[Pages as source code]
■ ■ ■

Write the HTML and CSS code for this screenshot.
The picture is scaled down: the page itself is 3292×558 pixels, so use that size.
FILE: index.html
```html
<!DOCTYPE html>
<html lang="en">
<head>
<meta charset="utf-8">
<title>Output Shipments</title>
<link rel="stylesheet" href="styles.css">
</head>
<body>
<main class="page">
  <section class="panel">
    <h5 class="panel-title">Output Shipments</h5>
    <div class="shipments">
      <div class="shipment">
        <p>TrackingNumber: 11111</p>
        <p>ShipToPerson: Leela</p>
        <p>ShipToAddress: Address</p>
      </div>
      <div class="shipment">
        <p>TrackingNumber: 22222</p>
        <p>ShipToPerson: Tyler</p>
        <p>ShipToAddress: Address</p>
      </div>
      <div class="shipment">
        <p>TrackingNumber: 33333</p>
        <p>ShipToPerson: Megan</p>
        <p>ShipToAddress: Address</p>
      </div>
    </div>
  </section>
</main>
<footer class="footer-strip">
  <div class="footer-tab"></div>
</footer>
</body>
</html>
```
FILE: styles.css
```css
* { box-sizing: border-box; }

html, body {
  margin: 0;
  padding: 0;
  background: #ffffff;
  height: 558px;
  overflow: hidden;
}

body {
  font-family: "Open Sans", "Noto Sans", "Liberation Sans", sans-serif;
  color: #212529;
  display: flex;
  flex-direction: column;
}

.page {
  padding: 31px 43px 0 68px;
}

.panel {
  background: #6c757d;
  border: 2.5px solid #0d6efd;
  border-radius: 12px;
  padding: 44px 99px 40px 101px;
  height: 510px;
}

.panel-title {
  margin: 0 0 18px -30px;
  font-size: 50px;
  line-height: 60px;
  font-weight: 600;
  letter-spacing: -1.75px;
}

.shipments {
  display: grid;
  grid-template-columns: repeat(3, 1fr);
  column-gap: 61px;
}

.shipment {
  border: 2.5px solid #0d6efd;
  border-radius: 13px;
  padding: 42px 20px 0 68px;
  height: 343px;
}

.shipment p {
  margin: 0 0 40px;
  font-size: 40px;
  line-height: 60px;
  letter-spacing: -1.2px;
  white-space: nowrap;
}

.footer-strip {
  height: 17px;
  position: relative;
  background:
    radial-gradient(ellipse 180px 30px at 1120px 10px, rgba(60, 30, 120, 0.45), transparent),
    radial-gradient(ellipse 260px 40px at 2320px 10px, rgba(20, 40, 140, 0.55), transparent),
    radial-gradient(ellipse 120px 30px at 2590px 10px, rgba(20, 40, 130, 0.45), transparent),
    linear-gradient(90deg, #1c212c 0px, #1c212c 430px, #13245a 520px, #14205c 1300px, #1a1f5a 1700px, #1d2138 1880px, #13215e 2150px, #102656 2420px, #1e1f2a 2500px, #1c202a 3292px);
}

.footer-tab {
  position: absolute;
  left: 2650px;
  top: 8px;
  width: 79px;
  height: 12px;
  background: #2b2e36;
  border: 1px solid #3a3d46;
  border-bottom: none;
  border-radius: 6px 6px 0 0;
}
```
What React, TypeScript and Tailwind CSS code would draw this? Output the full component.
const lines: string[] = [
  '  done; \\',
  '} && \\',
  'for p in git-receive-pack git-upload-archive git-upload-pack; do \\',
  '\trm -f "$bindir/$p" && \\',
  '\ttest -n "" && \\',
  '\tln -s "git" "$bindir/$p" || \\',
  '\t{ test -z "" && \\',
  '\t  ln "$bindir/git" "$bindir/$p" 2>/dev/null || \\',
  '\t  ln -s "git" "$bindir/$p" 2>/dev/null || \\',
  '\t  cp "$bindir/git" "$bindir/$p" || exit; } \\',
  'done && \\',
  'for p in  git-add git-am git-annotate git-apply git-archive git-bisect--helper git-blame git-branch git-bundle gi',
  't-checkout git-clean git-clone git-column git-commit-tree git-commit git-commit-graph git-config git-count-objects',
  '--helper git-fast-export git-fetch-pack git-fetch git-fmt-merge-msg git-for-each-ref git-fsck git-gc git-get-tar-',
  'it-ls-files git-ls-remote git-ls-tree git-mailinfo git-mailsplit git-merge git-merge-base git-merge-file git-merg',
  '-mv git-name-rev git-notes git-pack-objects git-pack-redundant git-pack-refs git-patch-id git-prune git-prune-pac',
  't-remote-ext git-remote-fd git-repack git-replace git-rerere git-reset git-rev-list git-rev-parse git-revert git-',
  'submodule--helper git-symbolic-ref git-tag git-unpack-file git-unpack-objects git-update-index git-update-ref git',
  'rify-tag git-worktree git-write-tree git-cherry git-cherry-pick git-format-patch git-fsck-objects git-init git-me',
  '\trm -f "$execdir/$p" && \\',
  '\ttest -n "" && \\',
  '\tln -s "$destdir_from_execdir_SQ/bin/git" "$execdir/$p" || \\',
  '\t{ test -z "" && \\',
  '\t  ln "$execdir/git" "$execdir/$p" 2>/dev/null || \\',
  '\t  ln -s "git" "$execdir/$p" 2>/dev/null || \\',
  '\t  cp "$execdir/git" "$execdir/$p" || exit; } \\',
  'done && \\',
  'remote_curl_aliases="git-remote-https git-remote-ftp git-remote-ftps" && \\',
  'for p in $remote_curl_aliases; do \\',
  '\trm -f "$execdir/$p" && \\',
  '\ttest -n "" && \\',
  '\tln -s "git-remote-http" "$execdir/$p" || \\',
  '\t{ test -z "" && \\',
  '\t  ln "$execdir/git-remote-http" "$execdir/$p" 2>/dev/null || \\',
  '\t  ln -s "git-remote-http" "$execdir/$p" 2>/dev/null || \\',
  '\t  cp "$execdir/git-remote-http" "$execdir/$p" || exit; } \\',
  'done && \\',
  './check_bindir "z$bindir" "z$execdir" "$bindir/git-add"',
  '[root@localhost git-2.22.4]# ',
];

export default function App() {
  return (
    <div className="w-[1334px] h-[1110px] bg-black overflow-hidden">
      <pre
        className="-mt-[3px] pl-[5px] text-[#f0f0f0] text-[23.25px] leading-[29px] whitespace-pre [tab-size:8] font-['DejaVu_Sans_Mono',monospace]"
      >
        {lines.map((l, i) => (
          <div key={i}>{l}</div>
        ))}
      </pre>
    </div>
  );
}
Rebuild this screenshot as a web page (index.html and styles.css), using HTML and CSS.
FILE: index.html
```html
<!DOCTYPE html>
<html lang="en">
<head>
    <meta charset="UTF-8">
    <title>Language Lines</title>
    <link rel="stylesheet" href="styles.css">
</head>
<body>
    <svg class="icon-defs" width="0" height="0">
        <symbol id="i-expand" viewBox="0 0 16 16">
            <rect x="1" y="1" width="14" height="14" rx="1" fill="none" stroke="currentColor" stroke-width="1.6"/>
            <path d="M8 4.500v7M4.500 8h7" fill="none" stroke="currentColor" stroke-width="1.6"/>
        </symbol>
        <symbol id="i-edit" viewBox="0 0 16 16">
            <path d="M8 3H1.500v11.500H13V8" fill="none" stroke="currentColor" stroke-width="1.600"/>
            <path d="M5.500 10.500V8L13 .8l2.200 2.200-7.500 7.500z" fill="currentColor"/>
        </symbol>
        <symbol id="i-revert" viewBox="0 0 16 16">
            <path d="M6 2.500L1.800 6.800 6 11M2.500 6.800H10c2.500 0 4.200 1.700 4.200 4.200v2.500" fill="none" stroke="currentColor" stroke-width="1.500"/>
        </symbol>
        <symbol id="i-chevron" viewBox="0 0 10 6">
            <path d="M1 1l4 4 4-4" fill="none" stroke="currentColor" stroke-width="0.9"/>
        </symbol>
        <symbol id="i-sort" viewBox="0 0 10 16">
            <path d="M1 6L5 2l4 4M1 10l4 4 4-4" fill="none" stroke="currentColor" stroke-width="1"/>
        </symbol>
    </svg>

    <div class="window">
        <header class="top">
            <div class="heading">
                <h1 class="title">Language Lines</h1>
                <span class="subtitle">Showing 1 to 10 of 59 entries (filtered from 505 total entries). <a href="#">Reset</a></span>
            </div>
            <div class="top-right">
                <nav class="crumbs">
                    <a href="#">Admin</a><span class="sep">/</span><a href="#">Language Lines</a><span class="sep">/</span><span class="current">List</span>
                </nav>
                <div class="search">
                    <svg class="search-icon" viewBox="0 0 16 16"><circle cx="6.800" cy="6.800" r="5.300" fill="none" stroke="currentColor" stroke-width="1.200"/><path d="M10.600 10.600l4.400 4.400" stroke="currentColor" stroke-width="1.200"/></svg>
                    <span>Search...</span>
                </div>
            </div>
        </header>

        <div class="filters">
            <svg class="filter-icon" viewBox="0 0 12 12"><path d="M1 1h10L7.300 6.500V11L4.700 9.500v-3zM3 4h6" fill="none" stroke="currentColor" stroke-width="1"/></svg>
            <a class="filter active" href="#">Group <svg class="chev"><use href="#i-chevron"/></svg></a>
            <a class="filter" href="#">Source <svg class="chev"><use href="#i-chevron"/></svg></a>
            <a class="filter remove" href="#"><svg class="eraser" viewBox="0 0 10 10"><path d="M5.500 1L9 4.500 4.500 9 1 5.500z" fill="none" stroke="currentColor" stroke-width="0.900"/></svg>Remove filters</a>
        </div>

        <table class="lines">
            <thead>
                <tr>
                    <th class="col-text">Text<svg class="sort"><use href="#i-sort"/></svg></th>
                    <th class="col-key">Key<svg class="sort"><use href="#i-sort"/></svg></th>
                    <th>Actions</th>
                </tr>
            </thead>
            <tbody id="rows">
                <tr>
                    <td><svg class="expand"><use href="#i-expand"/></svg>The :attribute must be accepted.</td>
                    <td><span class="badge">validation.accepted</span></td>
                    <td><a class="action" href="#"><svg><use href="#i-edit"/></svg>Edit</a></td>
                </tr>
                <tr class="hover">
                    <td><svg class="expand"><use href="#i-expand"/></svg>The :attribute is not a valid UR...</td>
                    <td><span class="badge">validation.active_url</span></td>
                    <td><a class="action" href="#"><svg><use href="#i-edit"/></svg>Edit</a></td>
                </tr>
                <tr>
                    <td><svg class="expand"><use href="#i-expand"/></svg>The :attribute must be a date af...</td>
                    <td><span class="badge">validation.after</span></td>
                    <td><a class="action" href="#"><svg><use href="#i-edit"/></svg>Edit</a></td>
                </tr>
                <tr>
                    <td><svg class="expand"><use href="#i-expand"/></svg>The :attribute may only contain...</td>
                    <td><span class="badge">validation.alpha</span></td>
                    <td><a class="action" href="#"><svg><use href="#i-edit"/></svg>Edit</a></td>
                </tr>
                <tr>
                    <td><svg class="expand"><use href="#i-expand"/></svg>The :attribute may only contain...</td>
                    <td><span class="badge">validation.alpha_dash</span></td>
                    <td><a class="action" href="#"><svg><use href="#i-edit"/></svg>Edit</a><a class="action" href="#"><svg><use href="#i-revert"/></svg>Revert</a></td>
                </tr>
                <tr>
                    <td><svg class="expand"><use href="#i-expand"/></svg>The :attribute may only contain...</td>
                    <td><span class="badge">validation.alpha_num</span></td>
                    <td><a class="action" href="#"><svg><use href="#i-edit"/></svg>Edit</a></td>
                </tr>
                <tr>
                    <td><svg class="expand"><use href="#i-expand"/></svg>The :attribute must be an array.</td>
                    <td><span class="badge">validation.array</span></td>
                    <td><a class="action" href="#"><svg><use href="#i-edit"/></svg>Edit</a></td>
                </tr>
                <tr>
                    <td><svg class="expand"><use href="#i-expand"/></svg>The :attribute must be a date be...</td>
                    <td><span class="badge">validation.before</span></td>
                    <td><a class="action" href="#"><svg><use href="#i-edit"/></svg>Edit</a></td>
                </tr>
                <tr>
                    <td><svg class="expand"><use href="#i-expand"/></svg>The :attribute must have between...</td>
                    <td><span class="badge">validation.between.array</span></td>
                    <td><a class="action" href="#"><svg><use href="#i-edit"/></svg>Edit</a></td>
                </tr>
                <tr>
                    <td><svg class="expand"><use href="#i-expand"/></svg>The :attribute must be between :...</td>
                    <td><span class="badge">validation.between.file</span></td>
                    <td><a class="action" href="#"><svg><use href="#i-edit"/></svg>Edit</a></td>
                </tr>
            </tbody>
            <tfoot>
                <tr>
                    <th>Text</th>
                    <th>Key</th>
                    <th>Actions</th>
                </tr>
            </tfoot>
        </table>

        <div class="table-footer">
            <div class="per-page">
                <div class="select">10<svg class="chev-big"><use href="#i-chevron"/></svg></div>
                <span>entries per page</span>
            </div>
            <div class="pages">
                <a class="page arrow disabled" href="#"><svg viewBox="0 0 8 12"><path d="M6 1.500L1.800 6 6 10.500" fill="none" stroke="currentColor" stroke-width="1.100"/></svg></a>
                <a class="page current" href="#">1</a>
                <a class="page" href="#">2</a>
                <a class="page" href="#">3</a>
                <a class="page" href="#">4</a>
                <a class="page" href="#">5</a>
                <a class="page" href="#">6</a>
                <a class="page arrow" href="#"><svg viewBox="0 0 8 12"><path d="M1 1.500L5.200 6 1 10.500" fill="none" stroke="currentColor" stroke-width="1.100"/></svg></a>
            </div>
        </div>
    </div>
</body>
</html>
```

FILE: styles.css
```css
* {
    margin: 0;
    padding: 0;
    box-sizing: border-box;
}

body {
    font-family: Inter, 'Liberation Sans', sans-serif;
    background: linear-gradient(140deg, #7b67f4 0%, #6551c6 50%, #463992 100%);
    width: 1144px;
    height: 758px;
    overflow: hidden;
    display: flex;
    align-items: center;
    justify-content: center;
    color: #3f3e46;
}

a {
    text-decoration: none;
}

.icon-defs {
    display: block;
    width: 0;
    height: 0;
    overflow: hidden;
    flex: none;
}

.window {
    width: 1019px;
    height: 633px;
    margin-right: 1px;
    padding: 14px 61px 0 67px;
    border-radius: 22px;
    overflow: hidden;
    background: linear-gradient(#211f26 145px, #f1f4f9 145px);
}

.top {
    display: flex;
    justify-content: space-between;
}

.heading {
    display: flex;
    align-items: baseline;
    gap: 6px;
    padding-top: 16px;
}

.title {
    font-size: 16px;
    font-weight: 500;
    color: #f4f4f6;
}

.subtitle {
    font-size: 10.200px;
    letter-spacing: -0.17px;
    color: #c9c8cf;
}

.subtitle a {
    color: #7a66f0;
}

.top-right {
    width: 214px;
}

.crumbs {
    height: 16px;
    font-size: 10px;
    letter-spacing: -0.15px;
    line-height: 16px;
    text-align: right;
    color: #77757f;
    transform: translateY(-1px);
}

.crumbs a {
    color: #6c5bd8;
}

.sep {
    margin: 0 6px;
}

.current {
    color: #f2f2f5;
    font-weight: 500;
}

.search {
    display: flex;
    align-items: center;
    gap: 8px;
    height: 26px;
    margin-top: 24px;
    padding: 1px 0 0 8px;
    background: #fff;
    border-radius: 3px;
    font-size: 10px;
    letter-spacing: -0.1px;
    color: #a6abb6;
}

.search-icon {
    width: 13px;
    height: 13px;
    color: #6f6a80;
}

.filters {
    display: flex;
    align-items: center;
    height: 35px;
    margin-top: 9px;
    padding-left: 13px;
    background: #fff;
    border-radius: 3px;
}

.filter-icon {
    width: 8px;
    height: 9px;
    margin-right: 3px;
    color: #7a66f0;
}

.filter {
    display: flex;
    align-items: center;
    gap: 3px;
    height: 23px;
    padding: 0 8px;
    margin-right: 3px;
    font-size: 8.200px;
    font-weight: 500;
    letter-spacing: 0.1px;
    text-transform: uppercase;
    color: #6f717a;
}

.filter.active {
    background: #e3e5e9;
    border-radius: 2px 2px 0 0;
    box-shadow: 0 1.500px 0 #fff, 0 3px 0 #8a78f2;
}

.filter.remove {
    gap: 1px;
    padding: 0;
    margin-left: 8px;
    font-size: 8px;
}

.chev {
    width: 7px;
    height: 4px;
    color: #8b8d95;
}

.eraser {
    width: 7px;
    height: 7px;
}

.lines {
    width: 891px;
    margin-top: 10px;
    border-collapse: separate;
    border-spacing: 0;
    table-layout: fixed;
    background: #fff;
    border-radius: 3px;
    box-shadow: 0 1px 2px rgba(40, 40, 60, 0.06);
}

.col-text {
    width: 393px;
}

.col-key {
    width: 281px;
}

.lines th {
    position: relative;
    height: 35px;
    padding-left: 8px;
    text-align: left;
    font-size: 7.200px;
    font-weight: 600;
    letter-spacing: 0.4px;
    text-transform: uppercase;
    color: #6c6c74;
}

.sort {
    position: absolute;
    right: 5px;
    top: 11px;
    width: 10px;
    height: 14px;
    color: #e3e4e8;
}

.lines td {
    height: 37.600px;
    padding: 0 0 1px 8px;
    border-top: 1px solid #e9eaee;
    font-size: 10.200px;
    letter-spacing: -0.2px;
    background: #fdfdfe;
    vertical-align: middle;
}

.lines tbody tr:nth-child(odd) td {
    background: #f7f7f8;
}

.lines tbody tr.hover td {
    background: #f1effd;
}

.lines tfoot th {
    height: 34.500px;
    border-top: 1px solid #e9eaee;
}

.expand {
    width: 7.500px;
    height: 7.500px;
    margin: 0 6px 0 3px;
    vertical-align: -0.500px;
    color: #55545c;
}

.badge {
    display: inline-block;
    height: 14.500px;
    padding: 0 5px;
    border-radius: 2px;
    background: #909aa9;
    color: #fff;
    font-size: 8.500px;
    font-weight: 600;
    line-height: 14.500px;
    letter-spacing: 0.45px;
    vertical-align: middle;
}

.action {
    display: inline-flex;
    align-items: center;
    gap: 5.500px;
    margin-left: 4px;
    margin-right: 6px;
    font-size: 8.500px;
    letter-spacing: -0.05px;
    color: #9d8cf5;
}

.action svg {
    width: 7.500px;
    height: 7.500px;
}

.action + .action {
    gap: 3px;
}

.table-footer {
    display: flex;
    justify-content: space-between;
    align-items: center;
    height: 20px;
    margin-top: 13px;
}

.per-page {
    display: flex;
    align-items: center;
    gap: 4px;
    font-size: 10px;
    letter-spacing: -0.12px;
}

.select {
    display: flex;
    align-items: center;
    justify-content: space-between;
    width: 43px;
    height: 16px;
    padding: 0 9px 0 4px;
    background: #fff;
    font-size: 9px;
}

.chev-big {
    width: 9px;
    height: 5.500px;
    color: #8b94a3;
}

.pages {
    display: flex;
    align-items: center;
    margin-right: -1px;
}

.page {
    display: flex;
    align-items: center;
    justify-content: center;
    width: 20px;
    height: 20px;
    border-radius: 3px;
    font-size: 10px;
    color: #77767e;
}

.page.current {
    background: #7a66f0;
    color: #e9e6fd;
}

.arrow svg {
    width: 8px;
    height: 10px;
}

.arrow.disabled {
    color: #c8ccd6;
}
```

■ ■ ■

• **PROBLEM**:
Search the data for "this". Copy every line that has it.

• **FULL SOLUTION**:
Write the HTML and CSS code for this screenshot.
What React, TypeScript and Tailwind CSS code would draw this? Output the full component.
Rebuild this screenshot as a web page (index.html and styles.css), using HTML and CSS.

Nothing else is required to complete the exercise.